The county’s top elected leaders — all Democrats — are requesting that the Department of Justice send federal election monitors to keep an eye on the state-level observers. Scott’s spokesperson told The Washington Post that the Democrats doth protest too much:

Sam Taylor, a spokesman for the secretary of state, said much of the backlash over the deployment of monitors is overblown given that it happens every year — and is actually required by law when a certain number of voters request it, as happened this year. While 118 observers have been dispatched so far statewide this year, the number was 250 in 2020, he said. The monitors’ role is to observe election procedures and document issues such as security failures.

The spokesperson neglected to mention that when even more state observers were deployed in 2020, President Donald Trump still called for an audit of Harris County’s election practices — and Jones and Paxton agreed. The alleged problems found during that audit, which Harris officials deny, are now being used as the impetus for the state’s “randomized checks” on Election Day. It's clear then that no amount of scrutiny would actually be enough for the people who insist that a wave of voter fraud gripped the country in 2020.

In fact, the most egregious examples of security breaches related to the 2020 election have all come from Trump supporters. In the aftermath of Trump’s loss, allies in at least four states gained access to voting machines and/or their data in attempts to prove claims of mass voter fraud. Not only did they fail to prove any such thing, but two of these groups of election deniers are also now under criminal investigation in Michigan and Colorado.
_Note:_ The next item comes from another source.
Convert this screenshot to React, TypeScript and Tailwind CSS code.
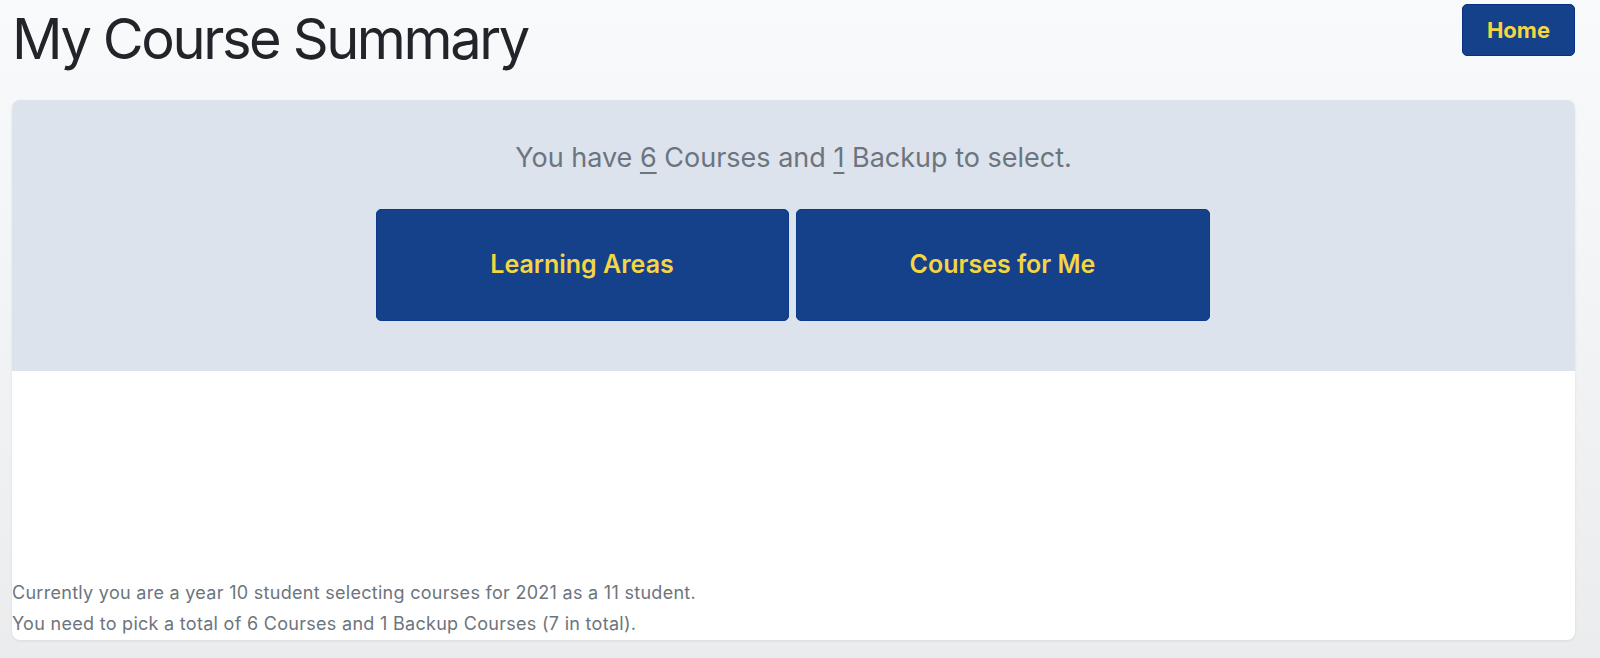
const App = () => {
    return (
        <div className="min-h-[658px] bg-gradient-to-b from-[#f9fafb] to-[#ebecee] pl-3 pr-[25px] font-['Inter',sans-serif]">
            <div className="flex items-start justify-between">
                <h1 className="pt-[4px] text-[56px] leading-[70px] font-normal tracking-[-0.043em] text-[#212529]">
                    My Course Summary
                </h1>
                <button className="mt-[4px] h-[52px] w-[113px] rounded-[5px] border border-[#0b2f86] bg-[#14418a] text-[22px] font-bold text-[#f5d542]">
                    Home
                </button>
            </div>

            <div className="mt-[26px] overflow-hidden rounded-lg bg-white shadow-[0_1px_3px_rgba(0,0,0,0.08)]">
                <div className="h-[271px] bg-[#dce3ed] pt-[40px]">
                    <p className="text-center text-[27px] leading-[36px] text-[#6c757d]">
                        You have <u className="underline-offset-[5px]">6</u> Courses and{" "}
                        <u className="underline-offset-[5px]">1</u> Backup to select.
                    </p>
                    <div className="mt-[33px] flex justify-center gap-[7px] pr-[2px]">
                        <button className="h-[112px] w-[413px] rounded-[5px] border border-[#0b3a8c] bg-[#14418a] text-[25px] font-semibold text-[#f5d542]">
                            Learning Areas
                        </button>
                        <button className="h-[112px] w-[414px] rounded-[5px] border border-[#0b3a8c] bg-[#14418a] text-[25px] font-semibold text-[#f5d542]">
                            Courses for Me
                        </button>
                    </div>
                </div>
                <div className="flex h-[269px] flex-col justify-end pb-[1px] text-[18px] leading-[31px] tracking-[0.016em] text-[#6c757d]">
                    <p>Currently you are a year 10 student selecting courses for 2021 as a 11 student.</p>
                    <p>You need to pick a total of 6 Courses and 1 Backup Courses (7 in total).</p>
                </div>
            </div>
        </div>
    );
};

export default App;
It’s hard to overstate just how much worse these would-be election monitors’ plans are than the supposed fraud they claim to be seeking to prevent. Arizona’s Republican attorney general uncovered, in total, 12 ballots that were improperly cast in 2020 out of millions of votes. It’s not clear yet how many voters will be discouraged from casting their ballots if the current environment of intimidation is allowed to continue — but I’m willing to bet it’s more than 12.